Exercise inputs
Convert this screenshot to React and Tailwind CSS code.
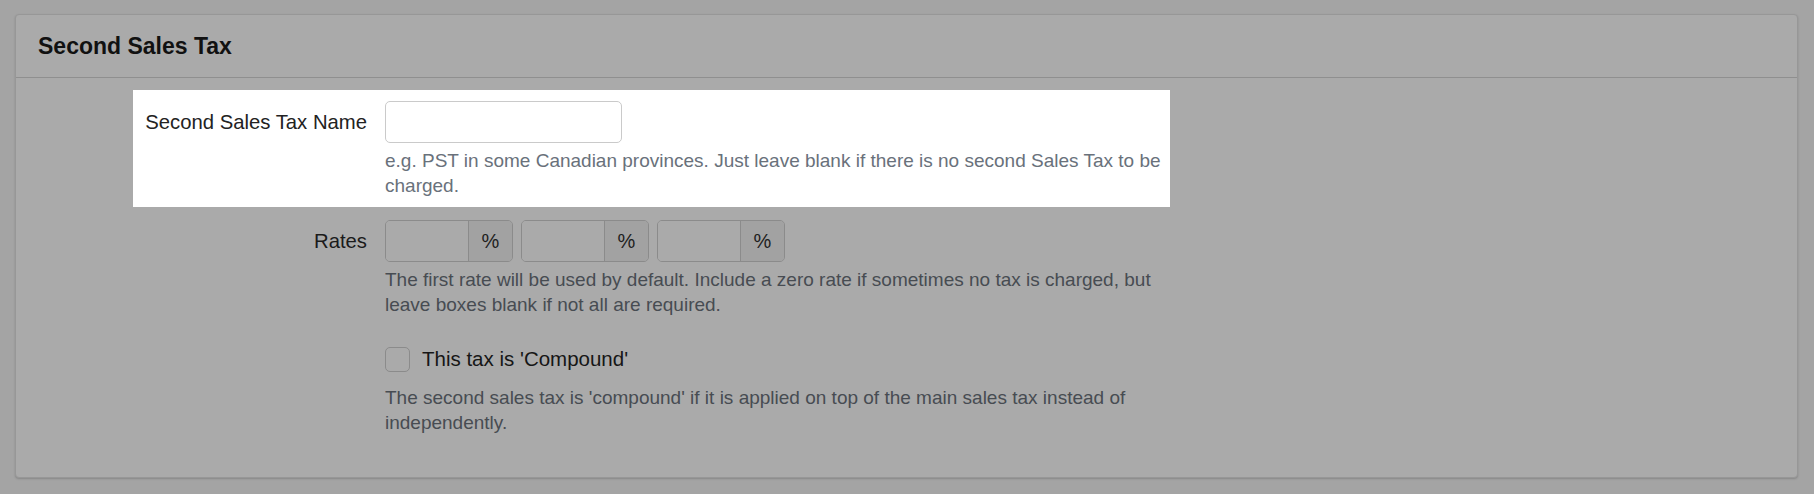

---

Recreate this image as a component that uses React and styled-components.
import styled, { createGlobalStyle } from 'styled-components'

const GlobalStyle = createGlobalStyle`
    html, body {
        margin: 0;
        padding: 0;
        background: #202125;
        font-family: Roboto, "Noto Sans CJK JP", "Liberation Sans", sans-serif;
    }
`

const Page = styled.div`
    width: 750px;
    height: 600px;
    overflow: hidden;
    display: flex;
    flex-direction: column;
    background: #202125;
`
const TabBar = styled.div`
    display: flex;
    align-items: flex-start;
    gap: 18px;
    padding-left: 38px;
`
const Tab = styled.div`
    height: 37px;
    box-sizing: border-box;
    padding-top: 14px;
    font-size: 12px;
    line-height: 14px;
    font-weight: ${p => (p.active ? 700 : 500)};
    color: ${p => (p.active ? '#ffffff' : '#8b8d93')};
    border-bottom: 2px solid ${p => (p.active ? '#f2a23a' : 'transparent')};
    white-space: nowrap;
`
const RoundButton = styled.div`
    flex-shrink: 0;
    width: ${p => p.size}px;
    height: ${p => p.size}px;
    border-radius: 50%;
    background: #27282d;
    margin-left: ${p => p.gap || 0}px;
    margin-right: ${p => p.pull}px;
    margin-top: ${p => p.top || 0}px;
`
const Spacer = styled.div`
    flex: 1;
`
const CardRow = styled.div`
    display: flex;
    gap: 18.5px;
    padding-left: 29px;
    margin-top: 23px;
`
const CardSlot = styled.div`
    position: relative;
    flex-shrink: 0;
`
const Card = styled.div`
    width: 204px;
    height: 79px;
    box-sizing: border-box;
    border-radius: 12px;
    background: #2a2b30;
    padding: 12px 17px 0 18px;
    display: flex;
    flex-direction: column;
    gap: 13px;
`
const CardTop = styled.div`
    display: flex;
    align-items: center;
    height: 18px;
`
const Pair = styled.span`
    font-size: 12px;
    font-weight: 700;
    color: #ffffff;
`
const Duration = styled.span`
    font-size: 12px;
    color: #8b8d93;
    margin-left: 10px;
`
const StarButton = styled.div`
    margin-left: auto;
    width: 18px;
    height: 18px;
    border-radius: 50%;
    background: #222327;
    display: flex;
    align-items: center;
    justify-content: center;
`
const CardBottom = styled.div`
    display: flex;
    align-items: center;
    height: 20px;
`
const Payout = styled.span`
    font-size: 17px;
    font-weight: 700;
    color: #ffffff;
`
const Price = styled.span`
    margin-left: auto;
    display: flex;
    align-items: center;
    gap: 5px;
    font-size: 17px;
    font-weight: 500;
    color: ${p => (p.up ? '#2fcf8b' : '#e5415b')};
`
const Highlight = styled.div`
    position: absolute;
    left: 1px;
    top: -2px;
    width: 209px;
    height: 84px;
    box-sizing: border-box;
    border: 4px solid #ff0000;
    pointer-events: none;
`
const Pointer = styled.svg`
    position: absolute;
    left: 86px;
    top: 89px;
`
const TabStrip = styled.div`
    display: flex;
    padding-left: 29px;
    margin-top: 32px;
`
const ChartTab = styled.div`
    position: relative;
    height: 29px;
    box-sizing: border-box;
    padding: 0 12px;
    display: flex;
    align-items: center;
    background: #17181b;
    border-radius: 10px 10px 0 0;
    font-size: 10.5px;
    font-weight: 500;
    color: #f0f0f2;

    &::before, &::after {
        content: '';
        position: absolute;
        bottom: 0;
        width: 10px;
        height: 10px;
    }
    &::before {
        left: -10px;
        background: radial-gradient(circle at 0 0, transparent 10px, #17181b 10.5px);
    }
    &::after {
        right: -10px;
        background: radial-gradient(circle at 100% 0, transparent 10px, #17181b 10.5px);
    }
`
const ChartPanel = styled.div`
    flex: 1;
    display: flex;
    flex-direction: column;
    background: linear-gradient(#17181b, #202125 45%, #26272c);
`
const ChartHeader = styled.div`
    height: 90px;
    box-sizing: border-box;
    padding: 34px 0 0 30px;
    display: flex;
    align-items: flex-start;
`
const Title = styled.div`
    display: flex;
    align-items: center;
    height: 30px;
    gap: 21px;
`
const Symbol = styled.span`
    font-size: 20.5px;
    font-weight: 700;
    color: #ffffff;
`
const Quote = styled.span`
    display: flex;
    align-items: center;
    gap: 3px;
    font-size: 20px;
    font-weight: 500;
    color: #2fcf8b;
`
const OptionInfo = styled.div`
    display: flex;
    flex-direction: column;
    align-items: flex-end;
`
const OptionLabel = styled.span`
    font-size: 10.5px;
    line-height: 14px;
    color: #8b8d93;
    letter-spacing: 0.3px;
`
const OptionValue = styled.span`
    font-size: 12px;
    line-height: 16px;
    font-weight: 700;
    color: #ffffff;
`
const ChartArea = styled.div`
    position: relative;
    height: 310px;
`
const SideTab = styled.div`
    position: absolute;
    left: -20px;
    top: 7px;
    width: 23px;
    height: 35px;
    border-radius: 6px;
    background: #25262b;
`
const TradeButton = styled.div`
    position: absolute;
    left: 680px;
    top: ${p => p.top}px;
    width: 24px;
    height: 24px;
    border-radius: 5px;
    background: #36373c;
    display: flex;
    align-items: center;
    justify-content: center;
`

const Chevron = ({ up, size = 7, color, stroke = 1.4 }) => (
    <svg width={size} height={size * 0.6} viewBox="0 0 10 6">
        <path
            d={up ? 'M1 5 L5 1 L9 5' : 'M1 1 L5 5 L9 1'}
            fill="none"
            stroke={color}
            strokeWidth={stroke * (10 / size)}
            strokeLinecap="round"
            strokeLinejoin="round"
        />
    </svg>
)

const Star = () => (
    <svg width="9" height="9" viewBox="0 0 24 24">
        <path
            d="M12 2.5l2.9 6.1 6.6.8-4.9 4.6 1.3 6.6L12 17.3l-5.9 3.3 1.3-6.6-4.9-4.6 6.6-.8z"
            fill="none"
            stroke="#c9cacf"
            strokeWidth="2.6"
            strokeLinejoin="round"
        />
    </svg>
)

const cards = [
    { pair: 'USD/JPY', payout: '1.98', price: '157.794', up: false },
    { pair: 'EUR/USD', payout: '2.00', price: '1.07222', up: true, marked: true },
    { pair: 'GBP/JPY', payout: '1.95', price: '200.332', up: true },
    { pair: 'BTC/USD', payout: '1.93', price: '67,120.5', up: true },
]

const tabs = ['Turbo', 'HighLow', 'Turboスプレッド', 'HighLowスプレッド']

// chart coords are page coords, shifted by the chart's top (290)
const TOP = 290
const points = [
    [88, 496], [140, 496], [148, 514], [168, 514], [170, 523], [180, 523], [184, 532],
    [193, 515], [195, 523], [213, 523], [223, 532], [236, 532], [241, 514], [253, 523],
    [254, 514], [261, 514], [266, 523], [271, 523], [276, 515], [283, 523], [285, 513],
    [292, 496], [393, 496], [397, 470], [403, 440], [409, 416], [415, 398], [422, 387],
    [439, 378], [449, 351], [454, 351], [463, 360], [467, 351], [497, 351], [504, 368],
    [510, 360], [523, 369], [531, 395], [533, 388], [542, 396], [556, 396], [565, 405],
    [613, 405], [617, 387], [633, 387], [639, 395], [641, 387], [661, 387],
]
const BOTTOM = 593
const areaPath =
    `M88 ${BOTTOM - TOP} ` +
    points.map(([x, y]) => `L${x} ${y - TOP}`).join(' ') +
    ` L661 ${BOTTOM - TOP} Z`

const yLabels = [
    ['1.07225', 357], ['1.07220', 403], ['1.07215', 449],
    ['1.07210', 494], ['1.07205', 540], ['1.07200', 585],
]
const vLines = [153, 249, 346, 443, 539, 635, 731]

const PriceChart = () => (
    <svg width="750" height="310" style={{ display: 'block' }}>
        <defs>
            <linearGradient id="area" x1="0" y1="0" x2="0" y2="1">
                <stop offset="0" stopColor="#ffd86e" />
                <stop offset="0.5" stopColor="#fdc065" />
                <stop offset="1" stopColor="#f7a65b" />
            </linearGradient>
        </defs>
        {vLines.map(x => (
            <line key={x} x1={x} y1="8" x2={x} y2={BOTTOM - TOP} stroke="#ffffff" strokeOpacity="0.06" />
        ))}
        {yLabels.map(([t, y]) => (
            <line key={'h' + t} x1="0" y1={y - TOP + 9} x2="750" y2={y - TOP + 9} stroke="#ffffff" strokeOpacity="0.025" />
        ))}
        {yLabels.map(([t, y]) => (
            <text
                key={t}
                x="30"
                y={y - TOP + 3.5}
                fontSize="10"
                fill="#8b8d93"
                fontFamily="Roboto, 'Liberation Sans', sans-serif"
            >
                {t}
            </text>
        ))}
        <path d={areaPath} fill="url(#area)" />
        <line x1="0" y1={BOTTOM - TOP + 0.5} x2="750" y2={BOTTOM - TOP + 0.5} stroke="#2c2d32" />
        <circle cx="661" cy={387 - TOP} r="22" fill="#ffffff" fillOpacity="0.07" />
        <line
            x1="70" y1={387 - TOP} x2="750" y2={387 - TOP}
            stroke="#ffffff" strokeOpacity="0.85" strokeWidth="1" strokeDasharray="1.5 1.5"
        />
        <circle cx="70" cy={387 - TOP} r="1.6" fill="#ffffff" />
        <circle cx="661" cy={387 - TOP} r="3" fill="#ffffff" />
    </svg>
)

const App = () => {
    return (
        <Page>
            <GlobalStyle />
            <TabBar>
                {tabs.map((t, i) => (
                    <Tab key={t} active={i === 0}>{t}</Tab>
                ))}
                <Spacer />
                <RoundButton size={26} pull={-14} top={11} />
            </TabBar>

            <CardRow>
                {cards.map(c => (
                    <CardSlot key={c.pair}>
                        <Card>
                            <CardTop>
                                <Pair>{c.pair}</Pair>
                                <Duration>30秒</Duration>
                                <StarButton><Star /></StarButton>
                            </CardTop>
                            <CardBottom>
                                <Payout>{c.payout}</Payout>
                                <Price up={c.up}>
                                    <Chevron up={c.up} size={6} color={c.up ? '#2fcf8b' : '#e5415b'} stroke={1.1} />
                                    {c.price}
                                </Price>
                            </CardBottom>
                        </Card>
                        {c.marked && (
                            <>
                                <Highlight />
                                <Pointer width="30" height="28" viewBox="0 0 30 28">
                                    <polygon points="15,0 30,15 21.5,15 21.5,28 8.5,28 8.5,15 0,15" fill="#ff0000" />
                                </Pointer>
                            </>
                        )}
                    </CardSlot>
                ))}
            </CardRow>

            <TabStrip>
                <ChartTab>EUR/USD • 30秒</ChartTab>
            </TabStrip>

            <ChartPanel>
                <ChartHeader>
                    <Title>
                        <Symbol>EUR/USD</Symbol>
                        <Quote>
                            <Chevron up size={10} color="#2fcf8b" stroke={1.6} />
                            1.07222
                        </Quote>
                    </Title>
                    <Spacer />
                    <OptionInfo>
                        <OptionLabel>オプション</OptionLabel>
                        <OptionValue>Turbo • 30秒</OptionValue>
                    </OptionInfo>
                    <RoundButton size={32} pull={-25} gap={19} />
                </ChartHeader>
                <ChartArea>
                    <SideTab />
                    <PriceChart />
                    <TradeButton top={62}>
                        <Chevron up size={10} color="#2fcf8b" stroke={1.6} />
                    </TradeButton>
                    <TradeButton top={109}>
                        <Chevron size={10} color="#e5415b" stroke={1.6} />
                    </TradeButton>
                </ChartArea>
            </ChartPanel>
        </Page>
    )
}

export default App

To do
Every line of the listing that holds "this" should be found and copied.

Task response
Convert this screenshot to React and Tailwind CSS code.
Recreate this image as a component that uses React and styled-components.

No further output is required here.